"""

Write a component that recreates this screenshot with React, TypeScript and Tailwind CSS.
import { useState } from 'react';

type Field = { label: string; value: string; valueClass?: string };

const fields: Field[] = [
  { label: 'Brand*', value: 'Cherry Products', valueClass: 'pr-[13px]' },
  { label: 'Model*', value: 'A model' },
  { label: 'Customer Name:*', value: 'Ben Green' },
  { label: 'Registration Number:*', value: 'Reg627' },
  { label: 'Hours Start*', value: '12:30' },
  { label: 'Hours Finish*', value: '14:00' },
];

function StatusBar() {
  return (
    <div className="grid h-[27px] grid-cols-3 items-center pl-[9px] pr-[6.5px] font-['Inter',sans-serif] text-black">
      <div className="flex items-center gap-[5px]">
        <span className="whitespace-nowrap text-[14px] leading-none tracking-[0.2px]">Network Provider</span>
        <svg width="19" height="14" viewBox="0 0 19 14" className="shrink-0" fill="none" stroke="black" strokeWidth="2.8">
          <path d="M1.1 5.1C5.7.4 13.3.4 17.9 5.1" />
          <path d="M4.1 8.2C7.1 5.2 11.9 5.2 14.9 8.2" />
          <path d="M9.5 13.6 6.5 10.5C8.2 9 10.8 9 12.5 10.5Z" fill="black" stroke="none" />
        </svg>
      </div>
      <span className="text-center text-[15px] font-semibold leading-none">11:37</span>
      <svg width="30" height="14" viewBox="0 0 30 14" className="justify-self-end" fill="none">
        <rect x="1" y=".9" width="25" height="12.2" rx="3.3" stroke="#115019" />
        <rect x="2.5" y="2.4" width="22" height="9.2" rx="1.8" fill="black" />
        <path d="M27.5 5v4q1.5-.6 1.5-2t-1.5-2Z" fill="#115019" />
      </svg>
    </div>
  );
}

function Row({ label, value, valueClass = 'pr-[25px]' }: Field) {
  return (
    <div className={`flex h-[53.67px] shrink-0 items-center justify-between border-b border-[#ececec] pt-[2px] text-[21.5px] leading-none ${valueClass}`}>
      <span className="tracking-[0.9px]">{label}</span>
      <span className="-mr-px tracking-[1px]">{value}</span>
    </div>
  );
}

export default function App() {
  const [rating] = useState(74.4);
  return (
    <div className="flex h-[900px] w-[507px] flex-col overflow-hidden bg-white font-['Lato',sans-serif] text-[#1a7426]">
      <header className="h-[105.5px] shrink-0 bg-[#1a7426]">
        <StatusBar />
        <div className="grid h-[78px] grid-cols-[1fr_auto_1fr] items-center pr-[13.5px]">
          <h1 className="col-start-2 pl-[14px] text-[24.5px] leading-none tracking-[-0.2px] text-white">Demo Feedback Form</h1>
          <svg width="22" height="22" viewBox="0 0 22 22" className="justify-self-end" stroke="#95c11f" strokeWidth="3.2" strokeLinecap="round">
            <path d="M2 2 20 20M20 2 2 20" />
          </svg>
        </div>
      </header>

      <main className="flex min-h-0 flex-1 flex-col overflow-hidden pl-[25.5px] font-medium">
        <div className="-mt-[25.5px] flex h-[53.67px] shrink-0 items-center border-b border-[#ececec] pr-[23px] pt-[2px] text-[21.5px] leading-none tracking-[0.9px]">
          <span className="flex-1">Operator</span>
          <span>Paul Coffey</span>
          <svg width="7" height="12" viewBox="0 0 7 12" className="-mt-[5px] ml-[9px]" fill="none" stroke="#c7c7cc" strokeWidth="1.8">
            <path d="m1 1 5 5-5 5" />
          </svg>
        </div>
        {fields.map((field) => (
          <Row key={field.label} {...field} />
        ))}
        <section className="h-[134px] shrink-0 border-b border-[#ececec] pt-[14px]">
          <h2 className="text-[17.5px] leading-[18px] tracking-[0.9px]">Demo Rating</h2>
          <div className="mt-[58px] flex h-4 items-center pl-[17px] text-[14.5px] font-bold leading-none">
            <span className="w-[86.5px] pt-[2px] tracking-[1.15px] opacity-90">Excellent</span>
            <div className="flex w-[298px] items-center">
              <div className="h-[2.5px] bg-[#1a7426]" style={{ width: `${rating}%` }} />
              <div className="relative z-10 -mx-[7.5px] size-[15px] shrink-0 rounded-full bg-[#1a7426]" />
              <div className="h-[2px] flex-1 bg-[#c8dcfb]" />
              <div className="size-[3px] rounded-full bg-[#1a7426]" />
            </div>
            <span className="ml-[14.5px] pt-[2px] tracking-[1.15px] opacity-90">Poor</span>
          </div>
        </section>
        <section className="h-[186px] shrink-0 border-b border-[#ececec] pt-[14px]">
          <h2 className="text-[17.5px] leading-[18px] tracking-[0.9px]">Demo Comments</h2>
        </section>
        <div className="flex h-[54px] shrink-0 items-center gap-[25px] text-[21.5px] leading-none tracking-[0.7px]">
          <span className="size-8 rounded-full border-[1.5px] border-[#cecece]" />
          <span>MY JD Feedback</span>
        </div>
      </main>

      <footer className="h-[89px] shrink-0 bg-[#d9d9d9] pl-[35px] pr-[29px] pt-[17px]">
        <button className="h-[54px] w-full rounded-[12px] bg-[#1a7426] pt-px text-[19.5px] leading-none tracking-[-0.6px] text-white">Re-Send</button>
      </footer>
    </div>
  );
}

"""
"""

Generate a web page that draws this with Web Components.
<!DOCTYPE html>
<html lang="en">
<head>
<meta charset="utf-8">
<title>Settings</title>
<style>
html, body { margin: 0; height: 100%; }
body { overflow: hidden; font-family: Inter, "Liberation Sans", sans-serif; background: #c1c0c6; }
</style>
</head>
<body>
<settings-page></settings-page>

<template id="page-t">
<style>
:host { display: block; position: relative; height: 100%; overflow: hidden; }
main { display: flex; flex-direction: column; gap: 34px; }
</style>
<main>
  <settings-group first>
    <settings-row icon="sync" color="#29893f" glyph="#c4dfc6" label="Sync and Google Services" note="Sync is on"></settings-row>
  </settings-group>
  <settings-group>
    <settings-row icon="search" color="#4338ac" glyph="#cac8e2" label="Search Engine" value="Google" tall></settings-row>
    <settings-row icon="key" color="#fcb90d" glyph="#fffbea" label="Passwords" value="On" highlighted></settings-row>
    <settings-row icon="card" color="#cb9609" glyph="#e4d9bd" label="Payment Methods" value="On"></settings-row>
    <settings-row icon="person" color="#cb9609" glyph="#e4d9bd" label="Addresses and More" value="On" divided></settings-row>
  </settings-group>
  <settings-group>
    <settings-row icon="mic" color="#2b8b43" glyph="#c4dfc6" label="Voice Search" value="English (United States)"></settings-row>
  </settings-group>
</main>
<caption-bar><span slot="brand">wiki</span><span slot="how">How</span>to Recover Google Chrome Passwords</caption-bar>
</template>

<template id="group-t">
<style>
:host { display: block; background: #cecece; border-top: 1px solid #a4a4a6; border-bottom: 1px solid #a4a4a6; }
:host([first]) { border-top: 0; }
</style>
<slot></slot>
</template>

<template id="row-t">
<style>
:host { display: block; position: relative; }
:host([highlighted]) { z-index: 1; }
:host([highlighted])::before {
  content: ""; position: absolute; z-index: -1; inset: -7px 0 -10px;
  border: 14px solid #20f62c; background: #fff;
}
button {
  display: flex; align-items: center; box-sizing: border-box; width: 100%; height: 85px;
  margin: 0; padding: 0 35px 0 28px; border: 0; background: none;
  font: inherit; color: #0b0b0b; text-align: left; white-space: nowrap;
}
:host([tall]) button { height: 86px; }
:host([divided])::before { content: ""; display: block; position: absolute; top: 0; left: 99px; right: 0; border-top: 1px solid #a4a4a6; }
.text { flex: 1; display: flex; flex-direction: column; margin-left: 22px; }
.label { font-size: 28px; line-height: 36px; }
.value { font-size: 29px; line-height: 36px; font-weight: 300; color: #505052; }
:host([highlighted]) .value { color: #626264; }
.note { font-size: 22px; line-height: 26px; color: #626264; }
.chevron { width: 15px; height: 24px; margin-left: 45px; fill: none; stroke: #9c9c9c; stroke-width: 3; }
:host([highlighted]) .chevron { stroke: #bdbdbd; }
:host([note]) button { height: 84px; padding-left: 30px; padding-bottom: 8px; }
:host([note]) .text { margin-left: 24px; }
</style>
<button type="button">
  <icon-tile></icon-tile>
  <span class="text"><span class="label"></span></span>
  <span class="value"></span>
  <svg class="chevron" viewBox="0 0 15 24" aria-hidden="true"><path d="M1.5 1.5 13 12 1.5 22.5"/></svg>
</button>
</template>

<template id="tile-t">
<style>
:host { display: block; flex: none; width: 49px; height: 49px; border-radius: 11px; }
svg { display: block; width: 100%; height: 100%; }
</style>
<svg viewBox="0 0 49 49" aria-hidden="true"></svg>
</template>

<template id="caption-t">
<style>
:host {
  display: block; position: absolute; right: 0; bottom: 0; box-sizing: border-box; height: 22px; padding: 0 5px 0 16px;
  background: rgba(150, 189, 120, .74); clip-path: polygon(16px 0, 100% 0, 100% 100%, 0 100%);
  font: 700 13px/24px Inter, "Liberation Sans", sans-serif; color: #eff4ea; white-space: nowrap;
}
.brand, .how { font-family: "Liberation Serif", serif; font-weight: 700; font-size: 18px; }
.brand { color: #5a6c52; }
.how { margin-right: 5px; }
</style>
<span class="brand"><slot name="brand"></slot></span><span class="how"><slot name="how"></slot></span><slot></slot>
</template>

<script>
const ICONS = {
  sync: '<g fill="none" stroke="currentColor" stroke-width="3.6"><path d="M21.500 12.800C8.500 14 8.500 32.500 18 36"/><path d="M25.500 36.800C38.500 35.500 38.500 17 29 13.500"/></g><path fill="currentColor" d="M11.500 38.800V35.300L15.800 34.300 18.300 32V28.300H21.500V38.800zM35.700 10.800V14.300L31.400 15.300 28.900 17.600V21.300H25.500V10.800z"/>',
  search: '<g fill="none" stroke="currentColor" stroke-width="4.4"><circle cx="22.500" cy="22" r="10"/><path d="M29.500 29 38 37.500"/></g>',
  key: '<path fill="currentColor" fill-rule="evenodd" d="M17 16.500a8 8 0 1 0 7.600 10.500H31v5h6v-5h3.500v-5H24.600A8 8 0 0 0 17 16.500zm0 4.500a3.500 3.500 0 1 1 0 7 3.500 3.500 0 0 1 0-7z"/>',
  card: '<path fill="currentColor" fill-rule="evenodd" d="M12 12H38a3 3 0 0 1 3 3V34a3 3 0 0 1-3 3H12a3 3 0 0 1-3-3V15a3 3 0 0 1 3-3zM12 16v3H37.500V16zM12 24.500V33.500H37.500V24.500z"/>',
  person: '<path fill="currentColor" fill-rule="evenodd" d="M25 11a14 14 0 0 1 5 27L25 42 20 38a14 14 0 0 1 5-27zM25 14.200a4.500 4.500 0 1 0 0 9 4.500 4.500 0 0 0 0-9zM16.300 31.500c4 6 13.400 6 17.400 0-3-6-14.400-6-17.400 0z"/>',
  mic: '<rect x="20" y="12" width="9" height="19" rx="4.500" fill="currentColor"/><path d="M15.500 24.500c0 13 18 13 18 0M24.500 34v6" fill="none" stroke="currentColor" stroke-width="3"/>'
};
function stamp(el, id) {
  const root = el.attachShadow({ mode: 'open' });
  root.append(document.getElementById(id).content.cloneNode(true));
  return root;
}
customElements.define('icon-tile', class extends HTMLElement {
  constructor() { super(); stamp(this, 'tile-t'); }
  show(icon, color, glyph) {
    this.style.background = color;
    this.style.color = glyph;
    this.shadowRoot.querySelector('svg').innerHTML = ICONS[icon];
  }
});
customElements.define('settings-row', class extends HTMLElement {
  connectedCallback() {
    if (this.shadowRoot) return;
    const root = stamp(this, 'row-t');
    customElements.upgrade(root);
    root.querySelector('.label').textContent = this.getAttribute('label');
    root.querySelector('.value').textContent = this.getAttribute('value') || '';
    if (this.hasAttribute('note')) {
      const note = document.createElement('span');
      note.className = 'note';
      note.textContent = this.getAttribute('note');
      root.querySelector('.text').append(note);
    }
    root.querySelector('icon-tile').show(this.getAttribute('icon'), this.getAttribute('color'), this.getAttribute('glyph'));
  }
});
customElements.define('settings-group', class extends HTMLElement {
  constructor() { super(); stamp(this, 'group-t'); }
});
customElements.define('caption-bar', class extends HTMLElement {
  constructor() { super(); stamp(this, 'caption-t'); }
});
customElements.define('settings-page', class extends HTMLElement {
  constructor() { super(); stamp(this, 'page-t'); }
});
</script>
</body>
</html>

"""
"""

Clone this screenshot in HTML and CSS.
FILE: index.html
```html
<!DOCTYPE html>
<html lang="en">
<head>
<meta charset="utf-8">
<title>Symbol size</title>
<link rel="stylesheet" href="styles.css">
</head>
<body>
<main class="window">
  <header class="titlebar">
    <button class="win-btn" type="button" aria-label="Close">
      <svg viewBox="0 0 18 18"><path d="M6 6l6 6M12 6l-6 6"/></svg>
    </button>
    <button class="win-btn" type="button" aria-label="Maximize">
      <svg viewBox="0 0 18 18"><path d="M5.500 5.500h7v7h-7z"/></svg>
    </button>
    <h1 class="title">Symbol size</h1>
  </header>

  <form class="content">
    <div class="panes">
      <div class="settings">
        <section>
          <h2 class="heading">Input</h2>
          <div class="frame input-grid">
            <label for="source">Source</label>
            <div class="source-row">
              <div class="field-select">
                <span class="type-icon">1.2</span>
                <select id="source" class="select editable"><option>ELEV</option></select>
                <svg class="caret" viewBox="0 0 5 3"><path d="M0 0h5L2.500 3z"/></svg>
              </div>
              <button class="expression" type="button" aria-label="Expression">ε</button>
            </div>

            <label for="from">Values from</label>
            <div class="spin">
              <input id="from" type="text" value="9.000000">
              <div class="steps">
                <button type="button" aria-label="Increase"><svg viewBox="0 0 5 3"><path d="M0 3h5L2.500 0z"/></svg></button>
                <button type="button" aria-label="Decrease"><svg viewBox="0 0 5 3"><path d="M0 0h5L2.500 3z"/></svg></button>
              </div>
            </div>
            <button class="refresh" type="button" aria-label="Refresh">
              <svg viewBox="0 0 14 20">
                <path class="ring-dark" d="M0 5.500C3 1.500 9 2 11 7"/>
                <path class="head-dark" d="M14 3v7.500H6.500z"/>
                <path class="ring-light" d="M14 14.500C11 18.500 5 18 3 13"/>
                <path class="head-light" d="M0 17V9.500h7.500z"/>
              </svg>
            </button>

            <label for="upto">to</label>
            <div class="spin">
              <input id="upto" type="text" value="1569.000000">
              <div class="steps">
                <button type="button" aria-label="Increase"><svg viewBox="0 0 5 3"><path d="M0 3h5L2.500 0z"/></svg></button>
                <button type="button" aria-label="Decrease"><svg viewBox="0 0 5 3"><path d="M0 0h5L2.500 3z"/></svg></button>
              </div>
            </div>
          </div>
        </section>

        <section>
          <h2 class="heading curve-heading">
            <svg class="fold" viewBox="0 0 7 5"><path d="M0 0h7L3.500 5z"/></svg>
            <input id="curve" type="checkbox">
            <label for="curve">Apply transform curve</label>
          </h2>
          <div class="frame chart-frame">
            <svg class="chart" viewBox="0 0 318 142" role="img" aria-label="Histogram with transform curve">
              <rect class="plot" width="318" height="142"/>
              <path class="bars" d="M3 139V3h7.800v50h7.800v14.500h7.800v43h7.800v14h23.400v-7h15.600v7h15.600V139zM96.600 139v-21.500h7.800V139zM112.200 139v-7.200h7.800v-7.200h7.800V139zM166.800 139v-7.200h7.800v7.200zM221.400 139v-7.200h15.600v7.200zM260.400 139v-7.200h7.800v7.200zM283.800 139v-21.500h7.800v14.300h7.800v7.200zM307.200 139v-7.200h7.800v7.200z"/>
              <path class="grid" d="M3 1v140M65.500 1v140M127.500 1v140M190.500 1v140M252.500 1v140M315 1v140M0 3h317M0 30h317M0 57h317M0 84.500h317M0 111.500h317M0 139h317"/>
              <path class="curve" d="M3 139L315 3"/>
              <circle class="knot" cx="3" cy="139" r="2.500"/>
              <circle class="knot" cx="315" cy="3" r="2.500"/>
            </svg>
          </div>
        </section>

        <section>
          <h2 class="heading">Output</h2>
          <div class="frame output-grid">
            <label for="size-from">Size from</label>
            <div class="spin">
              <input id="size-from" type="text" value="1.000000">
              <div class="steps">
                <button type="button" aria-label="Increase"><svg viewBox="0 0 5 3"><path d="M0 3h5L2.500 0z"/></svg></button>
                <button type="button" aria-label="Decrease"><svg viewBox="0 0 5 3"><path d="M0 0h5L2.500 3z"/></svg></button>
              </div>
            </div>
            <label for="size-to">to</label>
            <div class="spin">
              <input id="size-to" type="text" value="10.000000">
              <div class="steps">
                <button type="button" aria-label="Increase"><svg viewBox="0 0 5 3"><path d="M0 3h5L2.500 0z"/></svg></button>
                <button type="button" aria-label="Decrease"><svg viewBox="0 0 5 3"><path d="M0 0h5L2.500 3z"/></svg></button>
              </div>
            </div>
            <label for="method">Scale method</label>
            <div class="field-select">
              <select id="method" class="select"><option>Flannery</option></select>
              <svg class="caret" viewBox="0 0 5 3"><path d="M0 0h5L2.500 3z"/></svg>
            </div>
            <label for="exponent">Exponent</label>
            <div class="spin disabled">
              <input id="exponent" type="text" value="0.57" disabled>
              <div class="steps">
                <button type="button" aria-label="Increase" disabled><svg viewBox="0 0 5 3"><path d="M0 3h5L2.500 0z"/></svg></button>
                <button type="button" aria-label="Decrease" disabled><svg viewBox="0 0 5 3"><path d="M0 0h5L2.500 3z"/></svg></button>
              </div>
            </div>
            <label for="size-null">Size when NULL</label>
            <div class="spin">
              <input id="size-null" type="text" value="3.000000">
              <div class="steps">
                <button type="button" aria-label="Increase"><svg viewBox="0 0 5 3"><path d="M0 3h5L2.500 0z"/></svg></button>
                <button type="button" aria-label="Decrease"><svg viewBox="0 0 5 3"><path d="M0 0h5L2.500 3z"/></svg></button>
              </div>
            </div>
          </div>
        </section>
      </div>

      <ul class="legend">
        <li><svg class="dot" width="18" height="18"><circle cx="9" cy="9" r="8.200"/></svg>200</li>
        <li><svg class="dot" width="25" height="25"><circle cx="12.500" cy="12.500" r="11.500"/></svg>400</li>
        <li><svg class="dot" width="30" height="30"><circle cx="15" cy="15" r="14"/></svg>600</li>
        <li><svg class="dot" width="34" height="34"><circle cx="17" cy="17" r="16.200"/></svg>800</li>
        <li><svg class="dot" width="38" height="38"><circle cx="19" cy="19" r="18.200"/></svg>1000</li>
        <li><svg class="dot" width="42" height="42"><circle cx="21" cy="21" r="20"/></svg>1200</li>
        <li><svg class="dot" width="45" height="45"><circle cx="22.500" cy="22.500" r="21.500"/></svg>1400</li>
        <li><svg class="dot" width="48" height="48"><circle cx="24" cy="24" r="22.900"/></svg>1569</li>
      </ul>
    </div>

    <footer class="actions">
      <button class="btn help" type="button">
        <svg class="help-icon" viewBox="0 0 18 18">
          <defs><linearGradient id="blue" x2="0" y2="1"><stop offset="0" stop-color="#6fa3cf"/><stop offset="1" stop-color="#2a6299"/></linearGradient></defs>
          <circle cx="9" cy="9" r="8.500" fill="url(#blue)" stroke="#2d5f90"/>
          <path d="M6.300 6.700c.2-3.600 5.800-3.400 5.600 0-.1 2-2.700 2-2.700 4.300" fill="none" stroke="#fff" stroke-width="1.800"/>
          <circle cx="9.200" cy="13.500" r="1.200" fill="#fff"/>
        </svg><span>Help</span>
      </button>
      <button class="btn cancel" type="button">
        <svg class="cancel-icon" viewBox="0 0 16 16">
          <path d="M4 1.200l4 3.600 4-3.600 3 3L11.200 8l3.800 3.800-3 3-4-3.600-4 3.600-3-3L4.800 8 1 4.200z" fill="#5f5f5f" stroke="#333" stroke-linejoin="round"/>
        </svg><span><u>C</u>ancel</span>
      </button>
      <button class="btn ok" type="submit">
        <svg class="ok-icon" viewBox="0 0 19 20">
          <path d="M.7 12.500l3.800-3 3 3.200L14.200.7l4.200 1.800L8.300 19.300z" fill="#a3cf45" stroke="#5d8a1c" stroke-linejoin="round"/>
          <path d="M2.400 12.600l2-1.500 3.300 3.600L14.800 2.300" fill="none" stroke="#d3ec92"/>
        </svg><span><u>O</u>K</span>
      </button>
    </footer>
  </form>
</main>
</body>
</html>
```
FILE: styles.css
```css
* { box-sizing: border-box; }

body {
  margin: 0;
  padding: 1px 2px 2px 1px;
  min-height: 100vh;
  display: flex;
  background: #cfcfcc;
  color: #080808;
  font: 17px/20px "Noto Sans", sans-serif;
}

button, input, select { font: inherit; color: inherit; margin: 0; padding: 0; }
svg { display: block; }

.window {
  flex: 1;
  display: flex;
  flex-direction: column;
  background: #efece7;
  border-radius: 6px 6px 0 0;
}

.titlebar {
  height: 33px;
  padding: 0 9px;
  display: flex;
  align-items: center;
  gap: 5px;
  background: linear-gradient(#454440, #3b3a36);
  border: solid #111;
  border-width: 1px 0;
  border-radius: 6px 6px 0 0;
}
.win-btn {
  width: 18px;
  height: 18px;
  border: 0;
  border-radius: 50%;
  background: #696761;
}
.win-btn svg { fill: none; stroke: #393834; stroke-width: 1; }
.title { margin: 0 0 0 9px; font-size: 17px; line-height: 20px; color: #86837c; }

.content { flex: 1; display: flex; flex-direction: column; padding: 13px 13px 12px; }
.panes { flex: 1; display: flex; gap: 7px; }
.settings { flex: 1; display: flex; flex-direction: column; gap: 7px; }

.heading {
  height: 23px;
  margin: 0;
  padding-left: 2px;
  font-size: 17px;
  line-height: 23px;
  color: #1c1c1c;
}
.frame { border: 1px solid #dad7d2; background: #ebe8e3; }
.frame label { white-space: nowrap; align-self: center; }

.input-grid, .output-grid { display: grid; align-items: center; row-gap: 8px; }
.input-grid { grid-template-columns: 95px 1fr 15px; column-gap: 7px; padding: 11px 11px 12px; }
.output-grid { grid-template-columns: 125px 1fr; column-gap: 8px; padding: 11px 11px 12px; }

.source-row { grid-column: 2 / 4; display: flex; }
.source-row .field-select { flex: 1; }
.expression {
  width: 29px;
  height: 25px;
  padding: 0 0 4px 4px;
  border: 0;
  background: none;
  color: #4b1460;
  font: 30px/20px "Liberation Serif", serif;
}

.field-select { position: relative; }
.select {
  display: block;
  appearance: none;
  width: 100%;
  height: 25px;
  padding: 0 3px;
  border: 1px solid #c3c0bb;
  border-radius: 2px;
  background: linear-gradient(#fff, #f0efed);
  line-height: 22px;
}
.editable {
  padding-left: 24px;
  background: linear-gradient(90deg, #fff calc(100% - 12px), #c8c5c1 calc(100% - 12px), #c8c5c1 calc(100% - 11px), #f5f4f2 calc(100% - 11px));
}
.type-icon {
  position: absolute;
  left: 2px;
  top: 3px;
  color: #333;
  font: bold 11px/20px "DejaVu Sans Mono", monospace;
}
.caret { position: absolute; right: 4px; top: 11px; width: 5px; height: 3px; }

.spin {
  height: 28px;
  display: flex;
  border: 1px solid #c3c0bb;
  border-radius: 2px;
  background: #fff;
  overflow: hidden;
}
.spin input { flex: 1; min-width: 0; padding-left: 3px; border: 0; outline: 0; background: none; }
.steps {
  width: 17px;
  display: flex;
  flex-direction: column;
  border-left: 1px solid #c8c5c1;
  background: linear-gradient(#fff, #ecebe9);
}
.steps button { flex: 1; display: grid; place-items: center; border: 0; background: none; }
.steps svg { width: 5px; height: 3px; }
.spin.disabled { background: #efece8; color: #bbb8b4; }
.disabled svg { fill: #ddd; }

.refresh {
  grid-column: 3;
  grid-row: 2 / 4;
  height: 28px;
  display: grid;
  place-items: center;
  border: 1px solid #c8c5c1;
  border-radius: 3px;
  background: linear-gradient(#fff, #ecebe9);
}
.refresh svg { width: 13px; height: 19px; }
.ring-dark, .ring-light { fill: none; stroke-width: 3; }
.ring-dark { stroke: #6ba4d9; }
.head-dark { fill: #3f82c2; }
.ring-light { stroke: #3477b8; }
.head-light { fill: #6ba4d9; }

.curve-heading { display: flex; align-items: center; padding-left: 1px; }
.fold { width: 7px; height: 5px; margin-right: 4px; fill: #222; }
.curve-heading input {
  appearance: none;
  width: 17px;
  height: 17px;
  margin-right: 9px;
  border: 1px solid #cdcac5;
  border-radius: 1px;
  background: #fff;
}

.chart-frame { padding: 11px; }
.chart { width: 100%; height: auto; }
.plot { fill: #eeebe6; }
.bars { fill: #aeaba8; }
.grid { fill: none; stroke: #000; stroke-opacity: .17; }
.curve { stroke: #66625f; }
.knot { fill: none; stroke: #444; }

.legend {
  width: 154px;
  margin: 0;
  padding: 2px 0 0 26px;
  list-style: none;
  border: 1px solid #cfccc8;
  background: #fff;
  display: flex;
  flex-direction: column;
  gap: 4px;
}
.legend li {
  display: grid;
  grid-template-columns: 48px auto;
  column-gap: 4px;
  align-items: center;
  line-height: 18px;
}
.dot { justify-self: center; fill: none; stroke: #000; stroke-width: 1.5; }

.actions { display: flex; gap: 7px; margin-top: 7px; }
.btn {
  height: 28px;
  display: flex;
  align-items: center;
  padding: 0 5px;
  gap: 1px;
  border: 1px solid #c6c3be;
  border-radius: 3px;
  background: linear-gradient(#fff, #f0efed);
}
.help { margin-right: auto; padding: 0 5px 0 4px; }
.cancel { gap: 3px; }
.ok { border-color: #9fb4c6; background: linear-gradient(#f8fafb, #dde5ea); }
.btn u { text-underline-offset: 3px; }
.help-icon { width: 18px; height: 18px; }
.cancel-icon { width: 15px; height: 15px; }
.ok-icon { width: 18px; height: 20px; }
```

"""

§ WORK TO BE COMPLETED
Indicate how many lines of the material contain the string "that", giving the number and nothing more.

§ RESULT OF THE EXERCISE
2